Clovis News

Clovis loses strong leader as Millison leaves

A 27-year era ends this week at Clovis City Hall with the departure of city manager Kathy Millison.

Millison, who started as an assistant to the city manager in 1983 and was named city manager in 1991, starts her new job Monday as city manager of Santa Rosa.

She leaves behind a city with a refreshed downtown, a network of trails, a new water-filtration plant with a water recycling system, four new fire stations and a new police and fire headquarters -- all projects that came into being under her watch.

"I think that she definitely has a legacy here," said Pat Wynne, who served as a Clovis City Council member from 1990 to 2003.

Earlier this week, the council approved hiring a recruitment firm to find a replacement for Millison, 58. But, a permanent city manager is not likely to be named until the middle of 2011, after the City Council election in March. Robert Woolley, the city's finance director, is serving as interim city manager until a new one is named.

Building relationships, not edifices, was Millison's greatest strength, Wynne said.

She said Millison could resolve conflicts and forge compromises among those on different sides of an argument.

"She could work with anybody and knew how to get people together," Wynne said.

Some of the city's key projects, such as the Clovis Botanical Garden, came about because Millison devoted time to building relationships with private nonprofit groups as well as other public agencies, said Mayor Harry Armstrong.

Much of her vision has shaped how the city looks today.

But Millison also knew how to make hard decisions, Armstrong said. Her ability to handle budget issues over the past three years saved the city from massive layoffs, although the city has had to cut dozens of positions. The budget reductions also led to pay cuts for all city employees.

When Millison arrived in 1983, Clovis had about 34,000 residents. It's about 97,000 today -- about half the size of Santa Rosa -- but its growth was always carefully planned and managed.

"Kathy very much had a strategic view of how to maintain quality in a community while accommodating the needs of future growth," said Ed Tewes, who preceded Millison as city manager and today is city manager of Morgan Hill.

It was not long into Millison's tenure that Clovis entered some of its darkest political days.

The FBI came to town and found developers secretly meeting with three City Council members, promising money for their votes on housing plans that did not conform with the proposed general plan.

Between 1992 and 1994, those council members -- Glynn Bryant, Leif Sorenson and Dave Lawson -- also made sure that city staff did not get a say in opposing those projects by prohibiting staff recommendations. The result was a series of 3-2 votes with Armstrong and Wynne on the short end. It left city staff suspicious about the way decisions were made.
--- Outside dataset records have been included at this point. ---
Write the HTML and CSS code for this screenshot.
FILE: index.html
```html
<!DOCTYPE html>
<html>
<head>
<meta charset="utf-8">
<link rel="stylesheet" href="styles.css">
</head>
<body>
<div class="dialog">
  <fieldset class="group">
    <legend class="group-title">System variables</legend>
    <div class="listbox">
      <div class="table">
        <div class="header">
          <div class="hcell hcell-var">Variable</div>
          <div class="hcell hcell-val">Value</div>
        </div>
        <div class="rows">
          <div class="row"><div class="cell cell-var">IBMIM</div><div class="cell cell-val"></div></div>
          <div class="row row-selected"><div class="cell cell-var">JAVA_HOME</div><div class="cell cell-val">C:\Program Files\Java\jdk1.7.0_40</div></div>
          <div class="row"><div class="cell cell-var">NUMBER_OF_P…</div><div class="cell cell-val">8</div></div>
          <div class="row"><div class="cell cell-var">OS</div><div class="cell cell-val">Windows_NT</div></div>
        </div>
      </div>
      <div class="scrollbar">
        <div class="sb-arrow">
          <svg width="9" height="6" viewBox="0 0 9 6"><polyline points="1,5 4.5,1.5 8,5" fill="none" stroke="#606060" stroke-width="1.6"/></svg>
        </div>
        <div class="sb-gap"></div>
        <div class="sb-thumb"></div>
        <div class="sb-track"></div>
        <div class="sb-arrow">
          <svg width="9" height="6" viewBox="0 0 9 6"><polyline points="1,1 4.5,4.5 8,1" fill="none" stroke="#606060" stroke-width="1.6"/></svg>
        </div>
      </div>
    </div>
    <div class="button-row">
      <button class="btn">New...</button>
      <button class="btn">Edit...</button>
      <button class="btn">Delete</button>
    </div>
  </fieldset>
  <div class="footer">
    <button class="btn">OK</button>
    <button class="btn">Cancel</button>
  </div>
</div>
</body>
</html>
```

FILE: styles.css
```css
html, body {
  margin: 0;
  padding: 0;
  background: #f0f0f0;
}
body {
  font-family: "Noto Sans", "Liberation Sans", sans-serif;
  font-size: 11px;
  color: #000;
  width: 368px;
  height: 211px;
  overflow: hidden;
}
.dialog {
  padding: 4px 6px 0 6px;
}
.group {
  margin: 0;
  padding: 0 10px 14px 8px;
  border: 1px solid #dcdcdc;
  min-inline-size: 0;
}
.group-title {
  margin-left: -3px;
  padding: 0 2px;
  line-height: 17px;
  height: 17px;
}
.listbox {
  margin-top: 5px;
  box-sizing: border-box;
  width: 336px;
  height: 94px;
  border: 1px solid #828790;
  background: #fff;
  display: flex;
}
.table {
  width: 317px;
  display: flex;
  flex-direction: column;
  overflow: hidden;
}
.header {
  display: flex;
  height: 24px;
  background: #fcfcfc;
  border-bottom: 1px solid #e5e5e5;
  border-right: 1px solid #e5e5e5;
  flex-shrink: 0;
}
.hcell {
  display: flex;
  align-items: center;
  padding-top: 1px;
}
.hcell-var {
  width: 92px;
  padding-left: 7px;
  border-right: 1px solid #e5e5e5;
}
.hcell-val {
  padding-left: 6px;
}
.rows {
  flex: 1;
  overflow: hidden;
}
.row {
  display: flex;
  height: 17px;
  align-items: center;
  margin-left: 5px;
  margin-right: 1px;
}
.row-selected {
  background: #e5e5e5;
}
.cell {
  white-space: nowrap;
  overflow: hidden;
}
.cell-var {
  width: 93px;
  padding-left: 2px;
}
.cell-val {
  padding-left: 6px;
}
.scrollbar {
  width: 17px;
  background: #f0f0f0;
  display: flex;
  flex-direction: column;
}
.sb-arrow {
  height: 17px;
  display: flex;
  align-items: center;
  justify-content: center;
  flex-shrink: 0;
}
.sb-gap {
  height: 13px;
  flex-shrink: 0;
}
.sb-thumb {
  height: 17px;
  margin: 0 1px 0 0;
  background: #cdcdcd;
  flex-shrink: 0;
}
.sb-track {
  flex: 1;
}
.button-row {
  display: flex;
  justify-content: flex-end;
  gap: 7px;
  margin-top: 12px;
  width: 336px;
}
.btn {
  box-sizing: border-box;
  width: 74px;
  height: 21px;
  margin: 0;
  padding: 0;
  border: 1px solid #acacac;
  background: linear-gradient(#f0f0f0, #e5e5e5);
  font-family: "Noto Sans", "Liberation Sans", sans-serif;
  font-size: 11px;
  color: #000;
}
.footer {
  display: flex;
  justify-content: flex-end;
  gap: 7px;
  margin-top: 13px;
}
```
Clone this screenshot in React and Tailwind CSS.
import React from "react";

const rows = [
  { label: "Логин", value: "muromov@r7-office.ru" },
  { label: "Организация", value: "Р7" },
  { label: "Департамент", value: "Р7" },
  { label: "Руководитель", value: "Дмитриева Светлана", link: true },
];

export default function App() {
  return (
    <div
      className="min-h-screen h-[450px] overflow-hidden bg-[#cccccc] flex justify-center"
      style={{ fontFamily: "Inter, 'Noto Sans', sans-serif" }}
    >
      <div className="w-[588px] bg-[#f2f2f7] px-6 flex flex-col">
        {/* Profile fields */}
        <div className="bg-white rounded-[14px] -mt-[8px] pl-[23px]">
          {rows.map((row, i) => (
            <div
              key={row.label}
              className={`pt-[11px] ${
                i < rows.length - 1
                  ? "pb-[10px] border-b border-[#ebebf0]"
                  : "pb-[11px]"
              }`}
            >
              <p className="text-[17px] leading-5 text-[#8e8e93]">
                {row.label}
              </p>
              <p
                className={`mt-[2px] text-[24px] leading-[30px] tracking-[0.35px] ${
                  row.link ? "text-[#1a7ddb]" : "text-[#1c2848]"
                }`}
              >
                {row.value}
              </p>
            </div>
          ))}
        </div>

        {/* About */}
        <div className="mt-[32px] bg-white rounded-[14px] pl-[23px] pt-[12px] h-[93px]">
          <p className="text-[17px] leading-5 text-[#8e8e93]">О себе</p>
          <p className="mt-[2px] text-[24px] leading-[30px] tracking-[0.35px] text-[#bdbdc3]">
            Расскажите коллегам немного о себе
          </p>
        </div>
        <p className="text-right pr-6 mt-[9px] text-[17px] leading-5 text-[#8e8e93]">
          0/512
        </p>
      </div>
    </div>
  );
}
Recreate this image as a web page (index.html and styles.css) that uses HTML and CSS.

"Our planning and development staff and my office felt a little under siege," Millison said.

Soon after the triumvirate came to power, the city's attorney, Leland Stephenson, was replaced, and public works director Leon Lancaster resigned.

Wynne said a larger plan was at work: fire Millison, John R. Wright, the city's planning director, and Jeff Witte, the assistant city manager.

But nobody knew for sure what was going on behind the scenes until developer Bill Tatham Jr., wore a wire for the FBI's Operation Rezone.

Within months, indictments were coming down against developers, their representatives, council members in Fresno and the three pro-developer council members in Clovis.

"We knew these relationships were just too close," Millison said.

The information came to light just weeks before the April 1994 election, angering Clovis voters. Kent Hamlin, now a Fresno County Superior Court judge, defeated Lawson and joined Armstrong and Wynne as the council's new majority.

For Millison, Hamlin, Armstrong and Wynne, it was time to find a way to regain the community's confidence and add transparency to the council process.

To build confidence in the council and city staff, Millison said, the City Council started turning back land-use decisions passed in the earlier 3-2 votes. Council members also started declaring their potential conflict-of-interest relationships.

"The council deserves credit for slowing down their method of making decisions for the public to gain confidence," Millison said.

With a shrinking budget, that public confidence is more valuable than ever, and it's shown in large-scale volunteer efforts such as tree plantings and community cleanups.

But it's the city's willingness to innovate, with its paseo trail plan, indoor sewage-treatment plant and sewer pump house that looks like a Craftsman-style home, that sets it apart, Millison said.

"Clovis has to be counted on to be a leader in the region," she said, "and the next city manager has to understand that."